The success of the social enterprise hinges on team-building prowess, on the development of a welcoming culture of collaboration, and on the digital transformation of key HR processes. Without the luxury of the command-and-control, HR leaders will have to rely on their ability to persuade and influence other people – from the C-suite to the customer-facing frontlines and into the broader business ecosystem – to embrace change and act.
For many HR leaders, the ability to convince others also will hinge on a more courageous approach to risk. In the past, HR leadership was often called upon to provide an expert opinion in go/no-go decisions, but they rarely had to fully shoulder the risk of business bets. Now they will have to find ways to navigate the people-related risks associated with disruption while maintaining progress towards business imperatives.
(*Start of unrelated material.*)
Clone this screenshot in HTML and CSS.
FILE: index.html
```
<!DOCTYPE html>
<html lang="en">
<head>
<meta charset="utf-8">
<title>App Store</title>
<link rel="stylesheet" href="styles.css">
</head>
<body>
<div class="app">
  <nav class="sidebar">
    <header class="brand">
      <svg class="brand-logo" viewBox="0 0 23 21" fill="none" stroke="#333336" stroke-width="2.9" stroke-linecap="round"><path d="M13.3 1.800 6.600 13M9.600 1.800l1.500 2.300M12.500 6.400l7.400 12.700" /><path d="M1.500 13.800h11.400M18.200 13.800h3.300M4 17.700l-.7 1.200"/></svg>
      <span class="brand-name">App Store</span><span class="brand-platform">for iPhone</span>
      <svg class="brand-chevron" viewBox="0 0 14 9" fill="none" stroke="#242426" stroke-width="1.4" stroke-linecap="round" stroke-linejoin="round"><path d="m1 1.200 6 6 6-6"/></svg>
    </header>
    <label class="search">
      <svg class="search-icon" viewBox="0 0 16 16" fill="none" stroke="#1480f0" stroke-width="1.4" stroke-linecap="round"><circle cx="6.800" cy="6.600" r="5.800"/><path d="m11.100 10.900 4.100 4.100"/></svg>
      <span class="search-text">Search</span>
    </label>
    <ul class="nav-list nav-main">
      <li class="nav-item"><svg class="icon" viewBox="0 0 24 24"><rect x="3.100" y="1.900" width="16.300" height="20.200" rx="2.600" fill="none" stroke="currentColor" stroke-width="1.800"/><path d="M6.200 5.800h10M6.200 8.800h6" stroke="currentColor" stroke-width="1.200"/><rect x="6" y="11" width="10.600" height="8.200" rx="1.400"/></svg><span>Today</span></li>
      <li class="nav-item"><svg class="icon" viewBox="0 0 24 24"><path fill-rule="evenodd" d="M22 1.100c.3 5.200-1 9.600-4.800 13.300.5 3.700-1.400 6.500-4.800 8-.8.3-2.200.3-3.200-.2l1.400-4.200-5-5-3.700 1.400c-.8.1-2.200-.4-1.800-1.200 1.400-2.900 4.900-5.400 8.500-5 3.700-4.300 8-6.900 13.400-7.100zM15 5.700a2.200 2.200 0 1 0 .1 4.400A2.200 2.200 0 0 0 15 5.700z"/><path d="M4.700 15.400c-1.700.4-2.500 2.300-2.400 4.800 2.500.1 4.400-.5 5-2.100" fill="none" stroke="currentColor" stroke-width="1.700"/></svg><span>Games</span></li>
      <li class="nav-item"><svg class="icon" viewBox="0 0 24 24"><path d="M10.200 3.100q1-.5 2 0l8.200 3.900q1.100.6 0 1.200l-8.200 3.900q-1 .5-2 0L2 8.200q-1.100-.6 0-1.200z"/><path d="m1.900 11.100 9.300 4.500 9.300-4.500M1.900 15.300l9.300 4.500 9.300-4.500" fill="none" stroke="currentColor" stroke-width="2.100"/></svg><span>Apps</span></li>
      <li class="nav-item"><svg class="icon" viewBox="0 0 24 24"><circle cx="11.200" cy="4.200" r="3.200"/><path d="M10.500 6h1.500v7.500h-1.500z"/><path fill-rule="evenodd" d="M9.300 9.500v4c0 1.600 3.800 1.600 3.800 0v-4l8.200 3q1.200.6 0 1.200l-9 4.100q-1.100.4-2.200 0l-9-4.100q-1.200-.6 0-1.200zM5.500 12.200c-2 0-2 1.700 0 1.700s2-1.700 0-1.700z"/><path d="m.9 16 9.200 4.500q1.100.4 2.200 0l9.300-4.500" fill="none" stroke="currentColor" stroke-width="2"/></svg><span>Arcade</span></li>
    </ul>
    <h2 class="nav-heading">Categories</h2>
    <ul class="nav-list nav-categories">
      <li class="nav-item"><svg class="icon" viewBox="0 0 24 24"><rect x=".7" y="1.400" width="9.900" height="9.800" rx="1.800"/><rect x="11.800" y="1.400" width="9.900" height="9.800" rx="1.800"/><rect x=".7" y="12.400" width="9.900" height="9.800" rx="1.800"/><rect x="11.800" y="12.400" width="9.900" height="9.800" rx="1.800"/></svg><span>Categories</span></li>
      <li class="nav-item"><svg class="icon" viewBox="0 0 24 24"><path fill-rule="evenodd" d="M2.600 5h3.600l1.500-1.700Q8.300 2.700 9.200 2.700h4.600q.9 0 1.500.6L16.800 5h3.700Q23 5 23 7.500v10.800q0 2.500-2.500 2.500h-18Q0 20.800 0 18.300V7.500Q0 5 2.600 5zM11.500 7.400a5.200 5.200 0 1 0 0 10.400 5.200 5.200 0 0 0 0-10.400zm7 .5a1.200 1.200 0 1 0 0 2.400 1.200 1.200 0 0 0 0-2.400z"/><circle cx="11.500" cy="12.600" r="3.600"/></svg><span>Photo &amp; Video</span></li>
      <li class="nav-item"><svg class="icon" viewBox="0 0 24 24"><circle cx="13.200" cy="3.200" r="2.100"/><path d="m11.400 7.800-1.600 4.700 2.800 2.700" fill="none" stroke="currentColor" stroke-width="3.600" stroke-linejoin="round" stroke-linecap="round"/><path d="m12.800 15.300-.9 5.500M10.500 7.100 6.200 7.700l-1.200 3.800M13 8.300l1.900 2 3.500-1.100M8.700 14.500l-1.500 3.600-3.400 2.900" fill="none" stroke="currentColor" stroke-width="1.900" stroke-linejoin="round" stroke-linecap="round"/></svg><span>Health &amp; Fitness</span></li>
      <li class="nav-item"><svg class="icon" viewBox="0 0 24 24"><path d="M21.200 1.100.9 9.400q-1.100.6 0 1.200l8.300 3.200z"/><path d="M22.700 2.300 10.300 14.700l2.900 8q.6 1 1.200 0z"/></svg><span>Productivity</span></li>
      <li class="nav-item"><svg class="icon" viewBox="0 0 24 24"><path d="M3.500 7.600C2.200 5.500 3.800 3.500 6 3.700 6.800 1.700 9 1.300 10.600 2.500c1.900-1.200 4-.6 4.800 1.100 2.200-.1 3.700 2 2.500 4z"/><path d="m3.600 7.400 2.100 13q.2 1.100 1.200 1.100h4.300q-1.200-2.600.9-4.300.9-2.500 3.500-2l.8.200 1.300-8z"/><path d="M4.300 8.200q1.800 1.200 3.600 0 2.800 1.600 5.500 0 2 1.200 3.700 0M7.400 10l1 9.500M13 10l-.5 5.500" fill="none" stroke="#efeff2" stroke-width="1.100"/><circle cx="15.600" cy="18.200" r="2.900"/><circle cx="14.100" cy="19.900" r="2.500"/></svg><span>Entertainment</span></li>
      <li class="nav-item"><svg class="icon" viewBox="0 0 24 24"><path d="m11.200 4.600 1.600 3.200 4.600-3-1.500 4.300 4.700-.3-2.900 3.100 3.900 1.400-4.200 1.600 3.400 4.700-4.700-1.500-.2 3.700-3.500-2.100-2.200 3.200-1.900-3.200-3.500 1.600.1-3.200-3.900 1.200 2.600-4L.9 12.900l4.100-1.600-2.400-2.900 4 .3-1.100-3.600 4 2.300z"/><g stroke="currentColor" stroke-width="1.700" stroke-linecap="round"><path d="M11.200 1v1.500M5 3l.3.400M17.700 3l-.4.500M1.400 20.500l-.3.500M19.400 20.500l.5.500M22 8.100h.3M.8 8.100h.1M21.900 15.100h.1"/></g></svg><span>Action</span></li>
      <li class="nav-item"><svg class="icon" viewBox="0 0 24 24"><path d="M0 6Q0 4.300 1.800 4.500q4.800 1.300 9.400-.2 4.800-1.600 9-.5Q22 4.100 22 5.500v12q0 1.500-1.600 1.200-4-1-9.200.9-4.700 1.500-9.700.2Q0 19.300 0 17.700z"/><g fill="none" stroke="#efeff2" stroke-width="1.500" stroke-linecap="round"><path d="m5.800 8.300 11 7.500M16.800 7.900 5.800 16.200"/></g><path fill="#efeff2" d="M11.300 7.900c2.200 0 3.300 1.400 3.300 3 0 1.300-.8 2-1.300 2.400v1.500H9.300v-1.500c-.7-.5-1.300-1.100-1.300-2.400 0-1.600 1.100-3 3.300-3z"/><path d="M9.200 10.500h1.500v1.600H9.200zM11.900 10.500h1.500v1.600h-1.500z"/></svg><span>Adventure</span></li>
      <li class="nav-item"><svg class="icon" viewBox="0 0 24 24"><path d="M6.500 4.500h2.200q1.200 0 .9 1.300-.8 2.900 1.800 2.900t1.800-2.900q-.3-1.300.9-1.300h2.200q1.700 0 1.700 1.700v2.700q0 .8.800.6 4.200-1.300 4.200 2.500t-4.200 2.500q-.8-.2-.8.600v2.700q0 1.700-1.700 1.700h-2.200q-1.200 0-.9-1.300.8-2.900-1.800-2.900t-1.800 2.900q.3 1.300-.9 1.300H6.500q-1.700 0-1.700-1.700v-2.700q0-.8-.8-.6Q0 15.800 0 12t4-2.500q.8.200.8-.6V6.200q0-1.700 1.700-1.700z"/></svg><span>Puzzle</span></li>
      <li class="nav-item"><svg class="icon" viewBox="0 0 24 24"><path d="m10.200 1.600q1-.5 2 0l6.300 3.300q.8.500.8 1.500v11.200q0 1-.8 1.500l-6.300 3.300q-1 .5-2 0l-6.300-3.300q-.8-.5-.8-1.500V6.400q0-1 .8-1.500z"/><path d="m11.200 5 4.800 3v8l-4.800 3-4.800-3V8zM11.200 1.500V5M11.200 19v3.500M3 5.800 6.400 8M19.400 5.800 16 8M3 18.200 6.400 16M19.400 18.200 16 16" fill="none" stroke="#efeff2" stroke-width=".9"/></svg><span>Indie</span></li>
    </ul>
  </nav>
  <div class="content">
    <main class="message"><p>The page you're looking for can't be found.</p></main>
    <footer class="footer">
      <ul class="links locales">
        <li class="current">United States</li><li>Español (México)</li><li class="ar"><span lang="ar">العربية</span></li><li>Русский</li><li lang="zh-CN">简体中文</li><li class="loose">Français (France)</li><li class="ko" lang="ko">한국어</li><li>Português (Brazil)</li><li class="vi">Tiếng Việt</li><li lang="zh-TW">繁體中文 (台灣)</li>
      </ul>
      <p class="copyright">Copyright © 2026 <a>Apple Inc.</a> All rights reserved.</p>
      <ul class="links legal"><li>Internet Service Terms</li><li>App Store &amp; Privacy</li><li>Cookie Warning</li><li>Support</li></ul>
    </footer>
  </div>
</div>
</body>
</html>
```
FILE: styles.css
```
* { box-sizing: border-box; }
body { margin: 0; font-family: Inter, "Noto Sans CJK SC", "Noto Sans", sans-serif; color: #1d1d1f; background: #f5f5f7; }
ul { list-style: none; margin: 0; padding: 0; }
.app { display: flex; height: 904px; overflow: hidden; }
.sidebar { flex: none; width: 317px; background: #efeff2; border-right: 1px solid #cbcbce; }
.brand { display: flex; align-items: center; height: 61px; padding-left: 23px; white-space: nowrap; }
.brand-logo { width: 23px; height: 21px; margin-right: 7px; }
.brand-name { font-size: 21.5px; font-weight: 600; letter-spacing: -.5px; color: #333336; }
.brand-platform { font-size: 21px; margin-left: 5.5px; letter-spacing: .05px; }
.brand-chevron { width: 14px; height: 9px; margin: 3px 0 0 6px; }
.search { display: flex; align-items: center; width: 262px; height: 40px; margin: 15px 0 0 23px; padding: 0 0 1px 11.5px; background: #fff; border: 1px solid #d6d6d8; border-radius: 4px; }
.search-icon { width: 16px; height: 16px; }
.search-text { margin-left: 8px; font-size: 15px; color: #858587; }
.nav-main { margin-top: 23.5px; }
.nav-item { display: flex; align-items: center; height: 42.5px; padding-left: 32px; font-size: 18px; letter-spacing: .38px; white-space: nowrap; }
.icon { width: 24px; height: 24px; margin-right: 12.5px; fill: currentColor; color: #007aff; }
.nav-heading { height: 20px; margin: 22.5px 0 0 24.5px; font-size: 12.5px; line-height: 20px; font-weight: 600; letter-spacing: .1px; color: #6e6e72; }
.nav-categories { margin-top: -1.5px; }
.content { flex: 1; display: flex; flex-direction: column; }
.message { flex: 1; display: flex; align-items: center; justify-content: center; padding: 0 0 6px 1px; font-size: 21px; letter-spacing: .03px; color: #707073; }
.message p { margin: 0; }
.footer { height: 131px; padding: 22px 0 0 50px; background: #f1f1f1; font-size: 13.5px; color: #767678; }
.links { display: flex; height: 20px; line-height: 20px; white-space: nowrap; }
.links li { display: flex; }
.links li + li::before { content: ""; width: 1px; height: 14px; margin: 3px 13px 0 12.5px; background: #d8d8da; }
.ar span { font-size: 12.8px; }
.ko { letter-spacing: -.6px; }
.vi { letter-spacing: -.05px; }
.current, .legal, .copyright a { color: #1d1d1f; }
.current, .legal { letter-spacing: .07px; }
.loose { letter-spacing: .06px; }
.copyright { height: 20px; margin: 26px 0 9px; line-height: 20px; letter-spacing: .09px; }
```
3. Highly-effective HR leadership is an agent of change
The more courageous new approach to risk needed to support the ability of HR leadership to persuade and influence will also be critical to their success as change agents. Once again, our research establishes a strong correlation between this capability and organisational performance: 81 per cent of the HR leaders in high-performing organisations are effective or very effective at driving change and innovation vs. 21 per cent of the leaders in lower-performing organisations.
Tomorrow’s HR leadership will exchange information and ideas, experiment with work-related technologies, and explore new ways of working. They will lead the effort to create and nurture the organisational culture of innovation, experimentation, and open-mindedness that will be needed to drive outcomes in social enterprises.
This capability will be especially valuable in the realm of technology. Take the outsized promise of artificial intelligence (AI). There is no doubt that AI has the potential to transform performance and productivity, yet many HR leaders are sitting on the fence. Instead, they should be leading the charge.
The beginning of a new year is a natural time for reflection. This year, the most effective HR leaders are preparing themselves and their organisations to drive business growth. Are you among them?